Görgün, “Bütün dünyanın başını döndürüyor, hakikaten bu böyle. 50-60 projeden bugün 750 aktif proje var. 4-5 milyar dolarlık proje bütçesi 80 milyar dolarları geçti. 50-60 savunma sanayinde çalışan firma varken bugün Türkiye’de 3 bine yakın savunma sanayinde aktif faaliyet gösteren firma var.” bilgisini paylaştı.
ASELSAN’ın üzerine düşen sorumlulukları yerine getirdiğini ve kurulduğu günde aldığı misyonu devam ettirdiğini belirten Görgün, şöyle devam etti:
“ASELSAN ürünler geliştirerek hizmet etmeye devam ediyor. 10 bine yaklaşan çalışanımız var. Burada dikkatinizi çekmek istediğim husus ortalama yaş ASELSAN’da 32. Biraz evvel Sayın Bakanımız sordu. ‘Salonun ortalama yaşı nedir?’ diye. İşte sizin yaşlarınıza çok yakın. (Salondaki gençlere hitaben) ASELSAN’da çalışan arkadaşlarımız, gençlerimiz, mühendislerimiz sizlerden birkaç yaş büyük ağabeyleriniz hepsi gayretle heyecanla yüksek motivasyonla mühendislik faaliyetlerinde gece gündüz durmadan gayret gösteriyorlar.
Biz temel olarak 5 farklı alanda faaliyet gösteriyoruz. Bunlar; haberleşme bilgi teknolojileri, mikro elektronik güdüm ve optik, radar, elektronik harp, savunma sistem teknolojileri.
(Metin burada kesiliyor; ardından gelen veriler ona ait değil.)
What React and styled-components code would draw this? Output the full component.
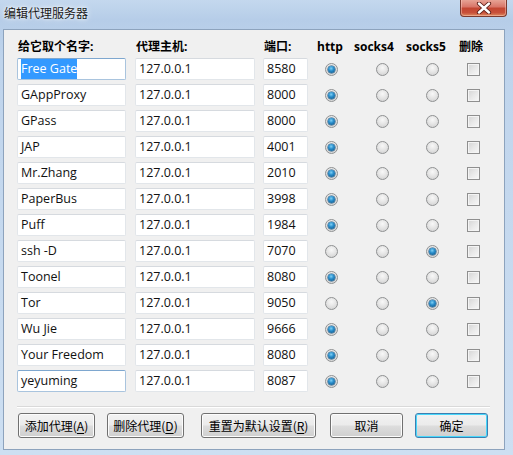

Savunma sanayinden elde ettiğimiz tecrübeyi, mühendislik, sistem ve tasarım tecrübelerini ülkemizin teknoloji ve ekonomik bağımsızlığına biraz daha katkı sağlamak adına uyguladığımız ulaşım, güvenlik, enerji, otomasyon sistemleri.”
“Türkiye’nin savunma sanayindeki başarısı dünyaya örnek”
TUSAŞ Genel Müdürü Temel Kotil de Türkiye’nin savunma sanayindeki başarısının dünyaya örnek olduğunu dile getirdi.
Özellikle son aylarda yurt dışından çok konuk ağırladıklarını kaydeden Kotil, savunma sanayinde lider ülkelerin heyetleriyle Dışişleri veya Milli Savunma Bakanlıkları koordinasyonuyla görüştüklerini anlattı.
Kotil, “Milli Muharip beşinci nesil bir savaş uçağı. Almanların, Fransızların, İngilizlerin böyle bir uçağı yok. Koreliler de yeni bir uçak yaptılar. Bizden biraz daha önden gidiyorlar. Teslimata hazırlanıyorlar. Uçağımızı 2028’de Hava Kuvvetlerimize teslim ediyoruz.” diye konuştu.